Investimento em marketing; em vez de “cuidado”, o “controle”; em vez de
“processo”, o poder manipulatório de eventos; movimentos de massa abusando do
valor religioso e popular de alguns símbolos, falando de um “Bote Fé”
superficial e festeiro... A panela tem que explodir.
3.
Saturação
Estamos num mundo “saturado”. Não tem
mais lugar para o “eu”; melhor o “eu”
está tão grande que não cabe mais... Tudo é objeto. A encarnação mais descarada
disso são os “shoppings” que, além de saturarem as vistas, os desejos, as
bolsas, carregam no seu bojo algo que não se gosta de dizer: a força da
exclusão. Tudo vem de cima; tudo vem feito. Tudo bonito, perfeito; tudo a ser
feito e a ser consumido. Desde os objetos, até a educação, as decisões, as
religiões. Nas religiões, por exemplo, valem os “catecismos”. Eis aí a solução
para as inseguranças! Ao mesmo tempo, a grande fome que está nas ruas é o
“protagonismo” e a “autonomia”. De jovens e menos jovens; na sociedade e nas
igrejas, nos pátios e nas salas de aula; nos encontros religiosos e “profanos”
o que se vai conquistando e o que vai provocando medos e terrores é a autonomia
e o empoderamento. Também dentro das igrejas. Parece que o desafio da
criatividade desapareceu. Não há lugar para as preciosas pequenas invenções.

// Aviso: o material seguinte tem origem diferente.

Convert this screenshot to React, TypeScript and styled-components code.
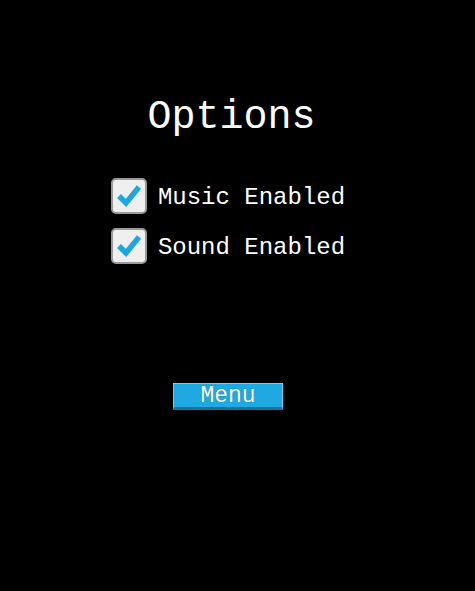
import React from "react";
import styled, { createGlobalStyle } from "styled-components";

const Global = createGlobalStyle`
  html, body { margin: 0; padding: 0; background: #000; }
  body { font-family: "Liberation Mono", "Courier New", monospace; }
`;

const Screen = styled.div`
  width: 456px;
  height: 591px;
  background: #000;
  display: flex;
  flex-direction: column;
  align-items: center;
`;

const Title = styled.h1`
  margin: 95px 0 0 7px;
  font-family: "Liberation Mono", "Courier New", monospace;
  font-weight: normal;
  font-size: 40px;
  line-height: 46px;
  color: #fff;
`;

const OptionList = styled.div`
  margin-top: 37px;
  display: flex;
  flex-direction: column;
  gap: 14px;
`;

const Row = styled.label`
  display: flex;
  align-items: center;
  gap: 11px;
  color: #fff;
  font-size: 24px;
  cursor: pointer;
`;

const Box = styled.span`
  width: 32px;
  height: 32px;
  border: 2px solid #9a9a9a;
  border-radius: 5px;
  background: #efefef;
  display: flex;
  align-items: center;
  justify-content: center;
  box-sizing: content-box;
`;

const Label = styled.span`
  line-height: 28px;
  padding-top: 3px;
`;

const MenuButton = styled.button`
  margin-top: 119px;
  width: 110px;
  height: 27px;
  box-sizing: border-box;
  padding: 2px 0 0;
  background: #1fa9e2;
  border-top: 1px solid #6cd0f5;
  border-left: 1px solid #6cd0f5;
  border-right: 1px solid #6cd0f5;
  border-bottom: 3px solid #17739a;
  color: #fff;
  font-family: "Liberation Mono", "Courier New", monospace;
  font-size: 23px;
  line-height: 21px;
  text-shadow: 0 0 1px rgba(0, 0, 0, 0.4);
  cursor: pointer;
`;

const Check = () => (
  <svg width="26" height="24" viewBox="0 0 26 24">
    <path
      d="M3 12 L10 19 L23 3"
      fill="none"
      stroke="#1ea6e0"
      strokeWidth="5.5"
      strokeLinejoin="miter"
    />
  </svg>
);

const Option = ({ label }: { label: string }) => (
  <Row>
    <Box>
      <Check />
    </Box>
    <Label>{label}</Label>
  </Row>
);

export default function App() {
  return (
    <>
      <Global />
      <Screen>
        <Title>Options</Title>
        <OptionList>
          <Option label="Music Enabled" />
          <Option label="Sound Enabled" />
        </OptionList>
        <MenuButton>Menu</MenuButton>
      </Screen>
    </>
  );
}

Estamos vivendo num mundo “impregnado”.
Vivemos numa sociedade “cheia”, “farta”, “saciada”, “ocupada”. Não há mais lugar
nem para a poesia ou a confissão de bonitas ignorâncias. Somos “informados” de
tudo. Até parece que sabemos de tudo... Não há ilha que escape. Por outro lado,
estamos saturados de enganos, de engodos, de mentiras, de desonestidades, de
desconfianças. “Confiar em quem?” Por ora, é a família que mais inspira
confiança, mas os tipos de famílias se misturam e aumentam em belezas e
excentricidades. Enfim, a panela do feijão vai explodindo...
4.
Desrespeito
Outro motivo da explosão da panela é o
desrespeito. As pesquisas mostram que o “desrespeito” é uma das fontes da
violência dos jovens, quando ela surge da juventude. Os jovens não são violentos porque querem, mas
porque foram violentados... Um dos motivos sérios da explosão da panela de
pressão é o desrespeito que toma muitos aspectos: a construção de
hidro-elétricas; a questão das reservas de terras para os indígenas; o
transporte público; a redução da maioridade penal; o PEC em debate; a falta de
cuidado com os jovens nos espaços de lazer; o desemprego; a questão das cotas
na Universidade e 39 coisas a mais. Quem não se dá conta de que há eventos
horripilantes, junto à periferia dos grandes centros (Goiânia, São José os
Campos, São Paulo, aqui e acolá) que provam que há “mistérios” que pensam e
fazem como que os pobres não deveriam existir? Veja-se a forma como se olha
para a mulher; o significado das marchas das “vadias”, enfim o desrespeito em
muitos aspectos, sem falar do Direito, da Polícia, das diferenças de ricos e
pobres. Assim como não se respeita a criança, não se respeita nem o jovem nem o
idoso... Seria preciso falar do Extermínio
de Jovens? Das injustiças entre brancos e negros? De centros e periferias?
De lucros exorbitantes? O desrespeito dói e ajuda a panela a ela arrebentar.